1 1/2 tablespoons yeast
1 1/2 tablespoons kosher salt
6 1/2 cups unbleached, all-purpose flour, more for dusting dough
Cornmeal

Steps:

  • In a large bowl or plastic container, mix yeast and salt into 3 cups lukewarm water (about 100 degrees). Stir in flour, mixing until there are no dry patches. Dough will be quite loose. Cover, but not with an airtight lid. Let dough rise at room temperature 2 hours (or up to 5 hours).
  • Bake at this point or refrigerate, covered, for as long as two weeks. When ready to bake, sprinkle a little flour on dough and cut off a grapefruit-size piece with serrated knife. Turn dough in hands to lightly stretch surface, creating a rounded top and a lumpy bottom. Put dough on pizza peel sprinkled with cornmeal; let rest 40 minutes. Repeat with remaining dough or refrigerate it.
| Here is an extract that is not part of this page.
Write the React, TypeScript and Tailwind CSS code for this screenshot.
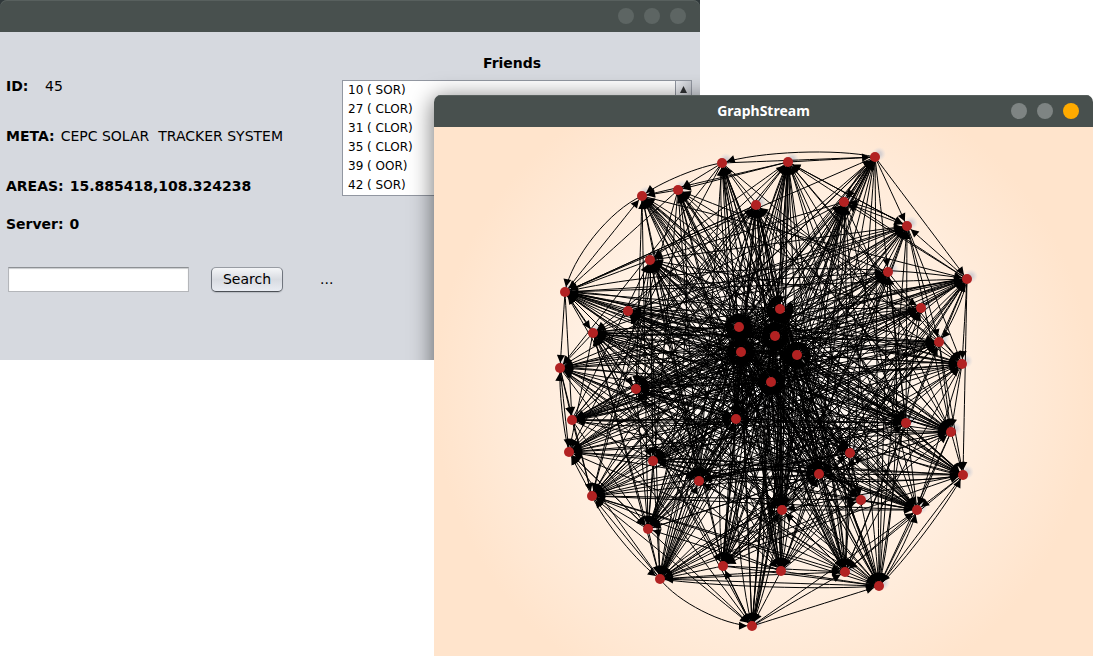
import React from "react";

type Point = [number, number];

const HUBS: Point[] = [
  [780, 309], [739, 327], [775, 336], [741, 352], [797, 355], [771, 382],
];

// x, y, share of links this node keeps
const OUTER: [number, number, number][] = [
  [722, 163, 0.7], [788, 162, 0.75], [875, 157, 0.7], [678, 190, 0.5], [642, 196, 0.6],
  [756, 205, 0.75], [844, 202, 0.6], [907, 226, 0.6], [650, 260, 0.7], [888, 272, 0.7],
  [967, 279, 0.6], [565, 292, 0.6], [628, 311, 0.5], [593, 333, 0.7], [921, 308, 0.5],
  [939, 342, 0.55], [962, 364, 0.6], [560, 368, 0.65], [636, 389, 0.75], [572, 420, 0.55],
  [736, 419, 0.85], [569, 452, 0.55], [906, 423, 0.75], [951, 432, 0.65], [850, 453, 0.5],
  [653, 461, 0.65], [699, 481, 0.85], [819, 474, 0.85], [963, 475, 0.5], [592, 496, 0.65],
  [861, 500, 0.5], [782, 510, 0.85], [917, 510, 0.7], [648, 529, 0.65], [660, 579, 0.85],
  [723, 566, 0.75], [781, 571, 0.75], [845, 572, 0.65], [879, 586, 0.75], [752, 626, 0.35],
];

const NODES: Point[] = [...OUTER.map(([x, y]): Point => [x, y]), ...HUBS];
const CENTER: Point = [765, 380];

// Links along the rim: from, to, outward bend
const RIM: [number, number, number][] = [
  [2, 10, 0], [4, 11, 0.1], [11, 4, 0], [10, 28, 0], [2, 0, 0.05], [0, 3, 0], [1, 3, 0],
  [1, 4, 0], [0, 2, 0], [1, 2, 0], [0, 4, 0.05], [8, 11, 0], [3, 11, 0], [5, 11, 0],
  [1, 7, 0], [10, 7, 0], [2, 7, 0], [10, 6, 0], [6, 7, 0], [7, 6, 0.05], [3, 4, 0],
  [7, 1, 0], [10, 1, 0], [2, 9, 0], [2, 6, 0], [6, 2, 0.06], [9, 7, 0], [14, 10, 0],
  [15, 10, 0], [10, 15, 0.05], [7, 15, 0], [7, 16, 0], [9, 16, 0], [7, 23, 0],
  [11, 17, 0], [11, 19, 0], [17, 21, 0], [21, 17, 0.03], [29, 21, 0], [19, 29, 0],
  [11, 13, 0], [13, 17, 0], [12, 11, 0], [13, 21, 0], [17, 29, 0], [17, 19, 0],
  [34, 29, 0], [29, 34, 0.05], [34, 21, 0], [34, 39, 0.09], [39, 35, 0], [29, 39, 0],
  [33, 29, 0], [33, 34, 0], [25, 34, 0], [33, 21, 0], [19, 33, 0], [21, 33, 0],
  [39, 38, 0], [38, 28, 0.03], [28, 38, 0], [32, 38, 0], [28, 32, 0], [38, 34, 0],
  [39, 32, 0], [39, 37, 0], [15, 28, 0], [23, 28, 0], [16, 23, 0], [10, 16, 0],
  [36, 39, 0], [33, 39, 0], [34, 37, 0], [34, 38, 0.02], [35, 37, 0], [35, 38, 0],
  [36, 38, 0], [32, 37, 0], [38, 32, 0.04], [28, 37, 0], [23, 38, 0], [22, 28, 0],
  [30, 32, 0], [16, 32, 0], [23, 32, 0], [15, 23, 0], [36, 34, 0], [35, 34, 0],
];

function noise(a: number, b: number): number {
  const v = Math.sin(a * 127.1 + b * 311.7 + 17.3) * 43758.5453;
  return v - Math.floor(v);
}

const lines: string[] = [];
const heads: string[] = [];

function link(from: number, to: number, bend: number) {
  const [ax, ay] = NODES[from];
  const [bx, by] = NODES[to];
  const dx = bx - ax;
  const dy = by - ay;
  const len = Math.hypot(dx, dy);
  let nx = -dy / len;
  let ny = dx / len;
  const mx = (ax + bx) / 2;
  const my = (ay + by) / 2;
  if (nx * (mx - CENTER[0]) + ny * (my - CENTER[1]) < 0) {
    nx = -nx;
    ny = -ny;
  }
  const off = len * bend * 1.33;
  const c1 = [ax + dx * 0.25 + nx * off, ay + dy * 0.25 + ny * off];
  const c2 = [ax + dx * 0.75 + nx * off, ay + dy * 0.75 + ny * off];
  const tx = bx - c2[0];
  const ty = by - c2[1];
  const tl = Math.hypot(tx, ty);
  const ux = tx / tl;
  const uy = ty / tl;
  const tip = [bx - ux * 5, by - uy * 5];
  const base = [bx - ux * 13, by - uy * 13];
  lines.push(
    `M${ax} ${ay}C${c1[0].toFixed(1)} ${c1[1].toFixed(1)} ${c2[0].toFixed(1)} ${c2[1].toFixed(1)} ${bx} ${by}`
  );
  heads.push(
    `M${tip[0].toFixed(1)} ${tip[1].toFixed(1)}L${(base[0] - uy * 4).toFixed(1)} ${(base[1] + ux * 4).toFixed(1)}L${(base[0] + uy * 4).toFixed(1)} ${(base[1] - ux * 4).toFixed(1)}Z`
  );
}

RIM.forEach(([a, b, bend]) => link(a, b, bend));

for (let i = 0; i < NODES.length; i++) {
  for (let j = i + 1; j < NODES.length; j++) {
    const hub = j >= OUTER.length;
    if (!hub) {
      const [ax, ay, wa] = OUTER[i];
      const [bx, by, wb] = OUTER[j];
      // Chords close to the rim are listed in RIM
      const mid = Math.hypot((ax + bx) / 2 - CENTER[0], ((ay + by) / 2 - CENTER[1]) * 0.88);
      if (mid > 160) continue;
      if (noise(i, j) > wa * wb * 1.1) continue;
    }
    const kind = noise(j, i);
    const bend = noise(i + 50, j) > 0.5 ? -0.06 : 0.04;
    const forward = hub ? kind < 0.65 : kind < 0.6;
    const back = hub ? kind > 0.25 : kind > 0.45;
    if (forward) link(i, j, 0);
    if (back) link(j, i, forward ? bend : 0);
  }
}

const LINE_PATH = lines.join("");
const HEAD_PATH = heads.join("");

function Graph() {
  return (
    <svg viewBox="434 127 659 529" className="block h-full w-full" role="img" aria-label="GraphStream">
      <defs>
        <radialGradient id="node-shadow">
          <stop offset="0.3" stopColor="#c4c4cc" stopOpacity="0.7" />
          <stop offset="1" stopColor="#d8d8e0" stopOpacity="0" />
        </radialGradient>
      </defs>
      {NODES.map(([x, y]) => (
        <circle key={`s${x}-${y}`} cx={x + 4} cy={y - 3} r="7" fill="url(#node-shadow)" />
      ))}
      <path d={LINE_PATH} fill="none" stroke="#000" strokeWidth="1" />
      <path d={HEAD_PATH} fill="#000" />
      {NODES.map(([x, y]) => (
        <circle key={`n${x}-${y}`} cx={x} cy={y} r="5" fill="#b22222" />
      ))}
    </svg>
  );
}

const FRIENDS = ["10 ( SOR)", "27 ( CLOR)", "31 ( CLOR)", "35 ( CLOR)", "39 ( OOR)", "42 ( SOR)"];

function Controls({ colors }: { colors: string[] }) {
  return (
    <div className="flex gap-[10px]">
      {["Minimize", "Maximize", "Close"].map((name, i) => (
        <button key={name} type="button" aria-label={name} className={`size-4 rounded-full ${colors[i]}`} />
      ))}
    </div>
  );
}

function DeviceWindow() {
  return (
    <section className="relative w-[700px] max-w-full overflow-hidden bg-[#d6d9df] text-sm leading-5 text-black">
      <div className="bg-[#30383a]">
        <header className="flex h-8 items-center justify-end rounded-t-[7px] bg-[#48504e] pr-[14px] shadow-[inset_0_1px_0_#58605e]">
          <Controls colors={["bg-[#5d6563]", "bg-[#5d6563]", "bg-[#5d6563]"]} />
        </header>
      </div>
      <div className="flex pb-[68px]">
        <div className="w-[342px] shrink-0 pl-[6px] pt-11">
          <dl>
            <div className="flex">
              <dt className="w-[39px] font-bold">ID:</dt>
              <dd>45</dd>
            </div>
            <div className="mt-[30px] flex gap-[6px]">
              <dt className="font-bold">META:</dt>
              <dd className="whitespace-pre">CEPC SOLAR  TRACKER SYSTEM</dd>
            </div>
            <div className="mt-[30px] flex gap-[6px] font-bold">
              <dt>AREAS:</dt>
              <dd>15.885418,108.324238</dd>
            </div>
            <div className="mt-[18px] flex gap-[6px] font-bold">
              <dt>Server:</dt>
              <dd>0</dd>
            </div>
          </dl>
          <form className="ml-[2px] mt-[33px] flex items-center" onSubmit={(e) => e.preventDefault()}>
            <input
              type="text"
              aria-label="Search"
              className="h-[25px] w-[181px] border border-[#b4b6ba] border-t-[#8d9094] bg-white px-1 shadow-[inset_0_1px_1px_#c9cbce] outline-none"
            />
            <button
              type="submit"
              className="ml-[22px] h-[25px] w-[72px] rounded-[5px] border border-[#70757e] border-b-[#4c5056] border-t-[#989ca3] bg-linear-to-b from-[#f5f6f8] via-[#d8dbe1] to-[#e9ecf2] pb-[2px] leading-none shadow-[0_1px_1px_#b9bcc2]"
            >
              Search
            </button>
            <span className="ml-[37px] pb-[2px]">...</span>
          </form>
        </div>
        <div className="min-w-0 flex-1 pr-2 pt-[21px]">
          <label htmlFor="friends" className="block pl-[141px] font-bold">
            Friends
          </label>
          <div className="mt-[7px] flex border border-[#9297a1] bg-white">
            <select
              id="friends"
              size={6}
              className="h-[114px] min-w-0 flex-1 overflow-hidden bg-white pl-[3px] text-xs outline-none"
            >
              {FRIENDS.map((name) => (
                <option key={name} className="h-[19px] px-[2px] pb-0 pt-[2px]">
                  {name}
                </option>
              ))}
            </select>
            <div className="w-4 border-l border-[#9297a1] bg-[#d0d3d9]">
              <button
                type="button"
                aria-label="Scroll up"
                className="flex h-[17px] w-full items-center justify-center bg-linear-to-r from-[#eceef2] to-[#c9ccd2]"
              >
                <svg viewBox="0 0 7 7" className="size-[7px]" aria-hidden="true">
                  <path d="M3.5 0L7 7H0Z" fill="#303234" />
                </svg>
              </button>
            </div>
          </div>
        </div>
      </div>
      <div
        aria-hidden="true"
        className="absolute left-[434px] top-[95px] h-[560px] w-[660px] rounded-t-lg shadow-[0_4px_22px_2px_rgba(0,0,0,0.5)]"
      />
    </section>
  );
}

function GraphWindow() {
  return (
    <section className="absolute bottom-0 left-[434px] right-0 top-[95px] flex flex-col overflow-hidden rounded-t-[7px]">
      <header className="grid h-8 shrink-0 grid-cols-[1fr_auto_1fr] items-center bg-[#48504e] pr-[14px] shadow-[inset_0_1px_0_#58605e]">
        <span />
        <h1 className="pl-[14px] font-['Noto_Sans',sans-serif] text-sm font-bold text-white">GraphStream</h1>
        <div className="flex justify-end">
          <Controls colors={["bg-[#7e8483]", "bg-[#7e8483]", "bg-[#ffaa00]"]} />
        </div>
      </header>
      <div className="min-h-0 flex-1 bg-[radial-gradient(circle_at_center,#ffffff_0px,#ffe4cc_330px)]">
        <Graph />
      </div>
    </section>
  );
}

export default function App() {
  return (
    <main className="relative min-h-screen overflow-hidden bg-white font-['DejaVu_Sans',sans-serif]">
      <DeviceWindow />
      <GraphWindow />
    </main>
  );
}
  • Place broiler pan on bottom of oven. Place baking stone on middle rack and turn oven to 450 degrees; heat stone at that temperature for 20 minutes.
  • Dust dough with flour, slash top with serrated or very sharp knife three times. Slide onto stone. Pour one cup hot water into broiler pan and shut oven quickly to trap steam. Bake until well browned, about 30 minutes. Cool completely.